Big Tech Project Management Characteristics

  • Engineers lead the project. Tech Lead may handle a project, or simply another Engineer. Each team are given requirements that is vague enough to not know the implementation details for engineers to decide, but detail enough to know what the outcome is.
  • Teams independently choose the project management methodology they feel fits.
  • Typically no project managers, but if there are, it would be because the requirements involve multiple team coordinations. Project managers are not dedicated to a specific team, it is shared. (Also known as Program Managers)
  • Most teams have backlogs, do stand ups and retro, but not formal.
  • First class developer tools are created/maintained by engineers to enable shorter iteration cycles. Ex: Uber has SLATE testing, FB has 4 stage release CD pipeline, Netflix have Data Mesh.
  • Companies that attempt to copy Big Techs may not be successful as organization structure can drastically differ.
    • Big Tech Engineers are more motivated to understand business problems and demands higher autonomy
    • Big Tech pays higher salary to (ideally) attract better caliber talents to be able to command autonomy.

Measuring Output

  • Speaking from experience and agreeing with the article, POs, Project Managers, and Program Managers frequently look towards the completed User Story (JIRA) in a Scrum environment for reporting. Frequently, it is the wrong way to start in order to measure productivity and aligning overall goals.
    • User stories are usually too low level for POs and PMs to understand what is completed.
    • A majority of the time, User Stories are also not written/defined well enough, and this can cause bad conversations later on as well.
  • OKRs, KPIs, and Goals are alternatives for reporting. It would be wise to share what these metrics represent and how a set of stories can achieve them with the team ahead of time.
  • Reporting to executive levels is important, but rolling out heavy processes for the sake of reporting slows things down and decreases team autonomy. It can be a cause of concern for constantly optimizing reporting that lead to low trust environment (executives becoming less confident of the reporting metrics as it can be gamified).
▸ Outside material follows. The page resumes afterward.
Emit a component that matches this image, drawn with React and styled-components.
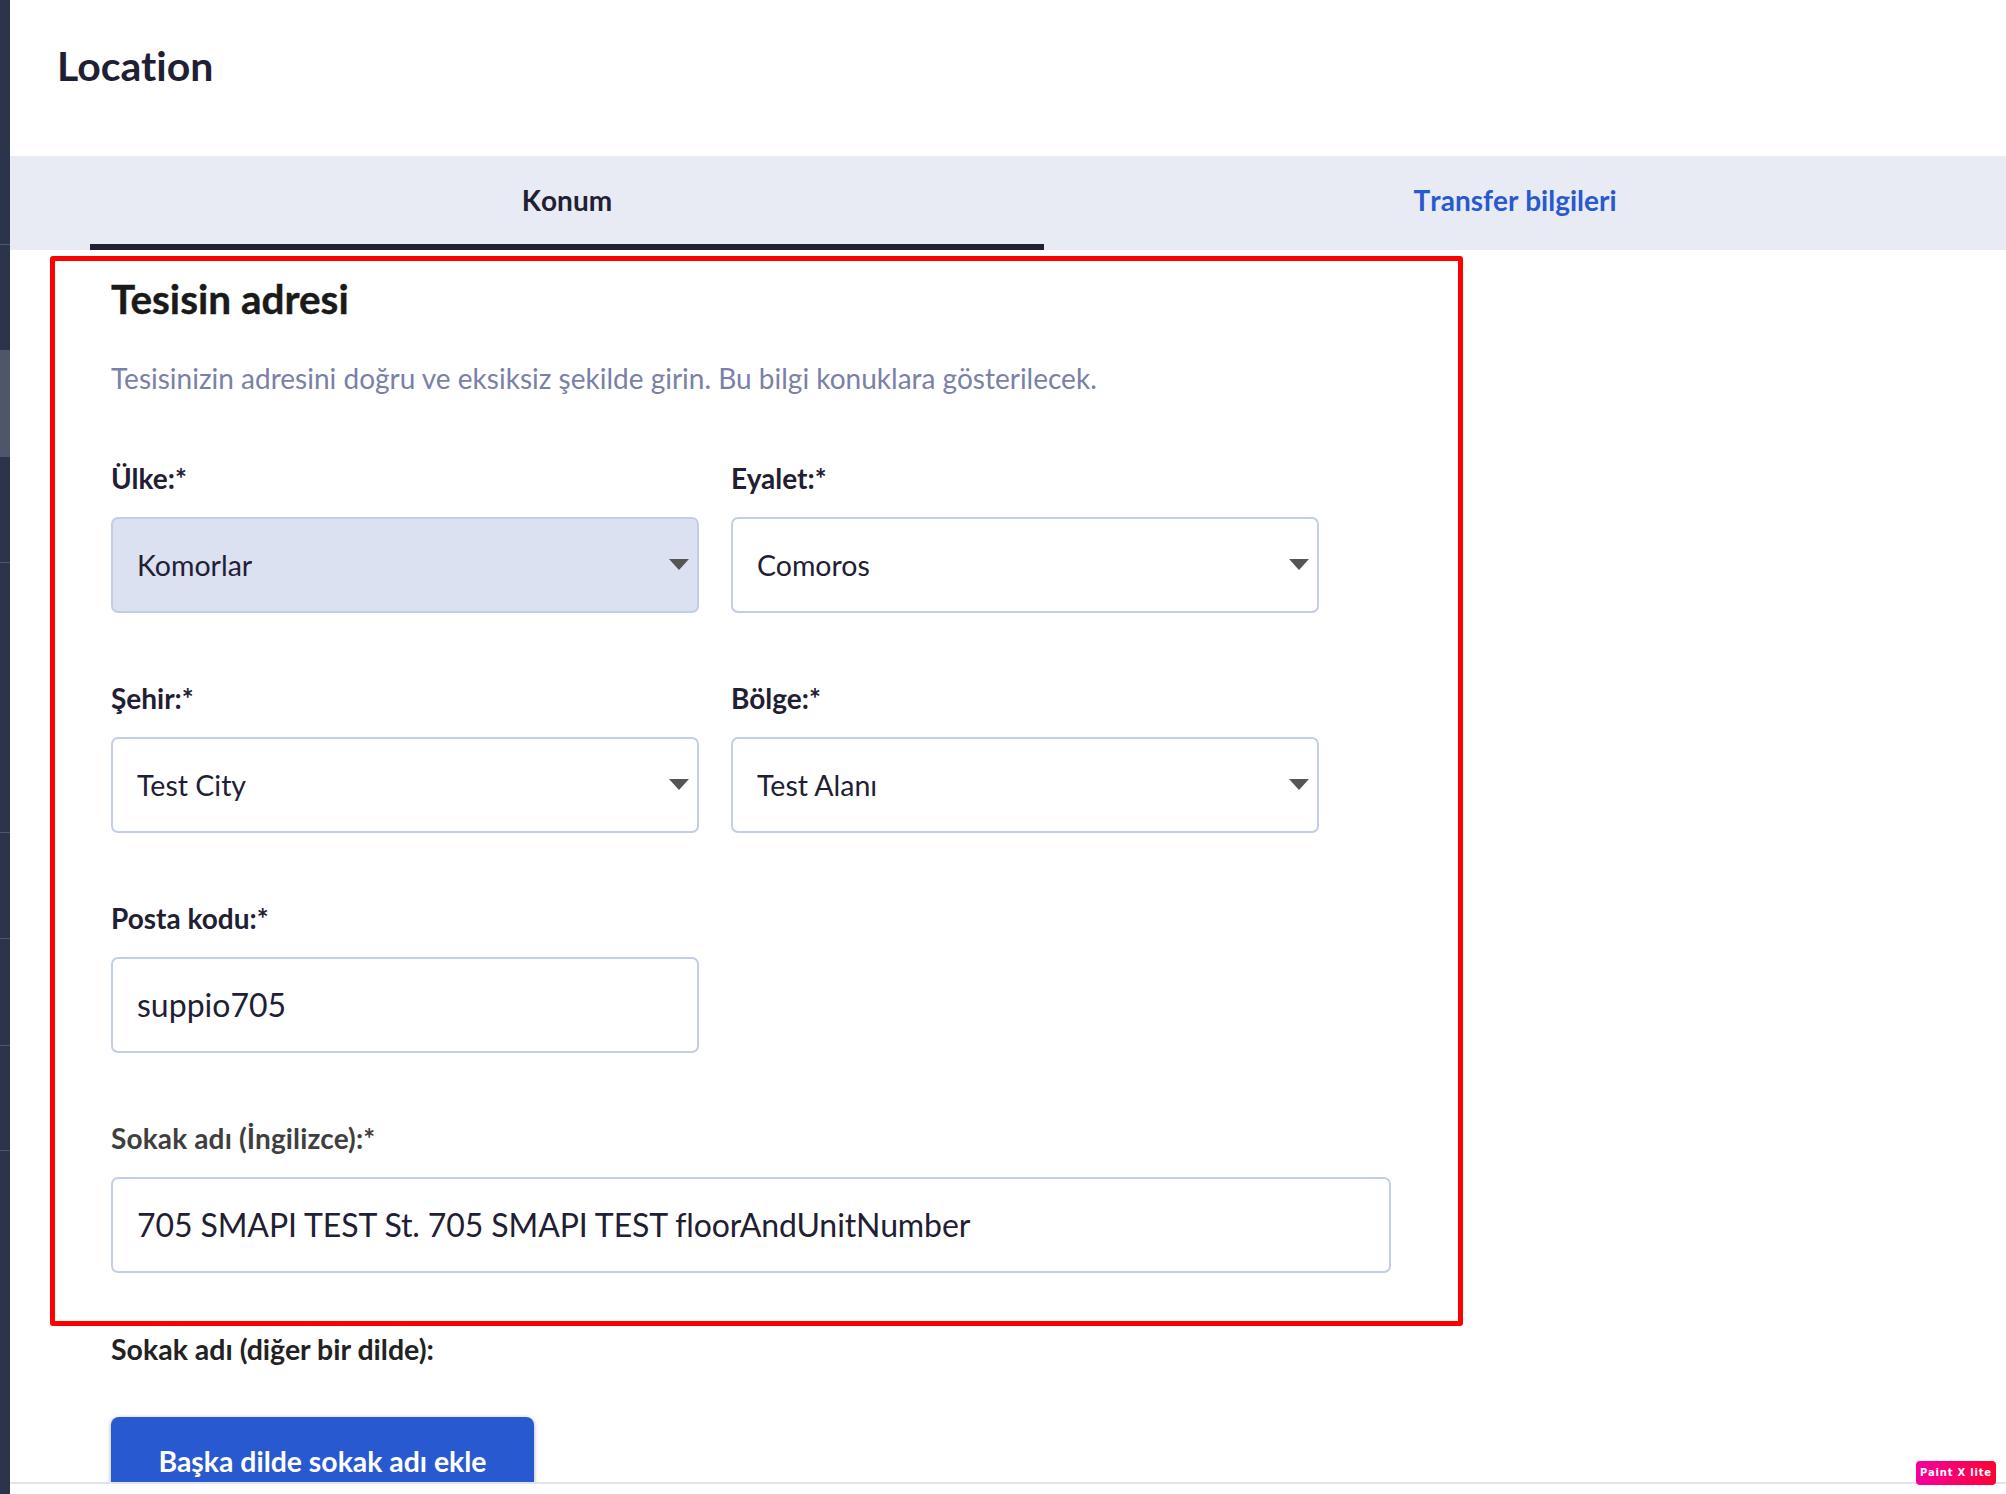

How Much Autonomy Should Teams Have?

  • This depends on internal team compositions and external factors.
  • Internal
    • Are Engineers able to develop requirements with little to no help from technical standpoint? If not, autonomy may not work. The team would need constant directions or mentorship from a detached Software Architect or special consultants.
    • Are the Engineers able to understand the Business and the overall strategy? Sometimes Engineers are not looped into high level meetings at all. Are all Engineers new in the team? In this case, having a PO would make sense.
    • Is the team’s nature of work risk averse or risk forgiving? Most tech companies are risk forgiving as small bugs may not cause huge loss of money or loss of life. For risk averse companies, the project management may need longer iteration cycles. (Ex: Banks, Arms Defense, Finance)
  • External
    • Are the teams organized in such a way that they each have clear responsibilities? Sometimes teams are too lean or not lean enough.
    • Is the team constantly overloaded with external requests that keeps coming in? An example is a Platform team that manages the entire company’s CICD. This might be fine for small organization, but can quickly run into productivity scalability issues as the number of development team head counts are much bigger than platform team head counts.